Upon granting the requested rate, each network node forwards the RM
cell to the next network node.
[0007] In existing block transfer capabilities, when the public
network node (herein called the "egress public-network node") at
the boundary between the public network and the private network
that includes the destination accepts the request RM cell, it
forwards the request RM cell to the private network for further
acceptance or rejection. The public network node also generates an
acknowledgment RM cell and transmits it back to the source end
system. The acknowledgment RM cell indicates that the request has
been granted so that the source can begin to send data at the
requested rate. This creates a problem.
[0008] The acknowledgment RM cell sent by the public network node
is misleading because the requested rate has not yet been granted
by the network elements of the private network. Any one of these
network elements along the connection may still reject the
requested BCR. In fact, the private network nodes are more likely
to reject the request than the public network nodes if the private
networks are more tightly engineered. Network nodes of a private
network are commonly slower and less sophisticated than network
nodes within public networks, which are designed to handle large
volumes of voice and data traffic at very high rates. Similarly,
the source end system may be much more sophisticated than the
destination system. In these instances, the source may request and
the public network may prematurely accept a higher transmission
rate than the destination system can handle.

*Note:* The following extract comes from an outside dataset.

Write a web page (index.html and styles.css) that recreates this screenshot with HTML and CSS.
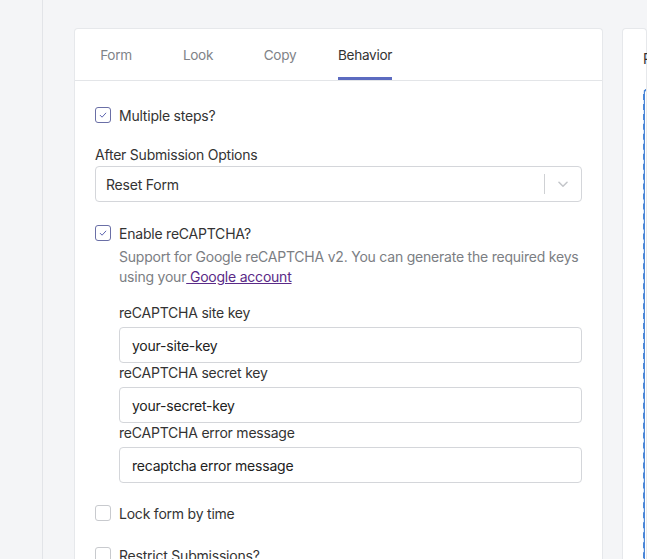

[0009] When a network element within the private destination
network rejects a request RM cell that the public network has
already granted and acknowledged via an acknowledgment RM cell, the
following occur. Based on the acknowledgment RM cell received from
the public network, the source begins to transmit data to the
destination at the granted rate. This rate is more than the
destination can handle and results in either loss of data at the
private destination network or a requirement that the private
destination network include high speed buffers to receive blocks of
data that arrive too fast for the private destination network to
route. Such a requirement is costly to implement and therefore is
undesirable. Transmission from the source at the increased granted
rate will continue until a cell, issued from the private
destination network, is received by the source indicating that the
requested rate is too high and is therefore rejected.
SUMMARY OF THE INVENTION
[0010] The deficiencies of acknowledging acceptance of a request
for bandwidth at the public network side of a boundary between a
public and a private network described above are remedied by
delaying acknowledgment of acceptance. Each network element within
the private destination network can then either reject or reduce
the requested rate encoded in a RM cell to a level that the network
element can grant. The acknowledgment RM cell is then issued (along
the companion backward ATM connection) from the private destination
network, and indicates either acceptance, rejection, or acceptance
at a lower rate. The acknowledgment RM cell is then relayed by each
network node (including the egress public network node) along the
path of the connection. Thus, when the source receives the
acknowledgment RM cell from the private destination network, it
begins to transmit at a rate that the private destination network
and destination end system can support.
[0011] The egress public-network node delays acknowledgment of a
rate request for a block transfer connection, and includes ingress
and egress links coupled respectively to a public and a private
network. A control unit within the network node is coupled to the
ingress and egress links. It receives from the public network a
request cell having an encoded rate request, the purpose of which
is to establish a different transmission rate for the connection.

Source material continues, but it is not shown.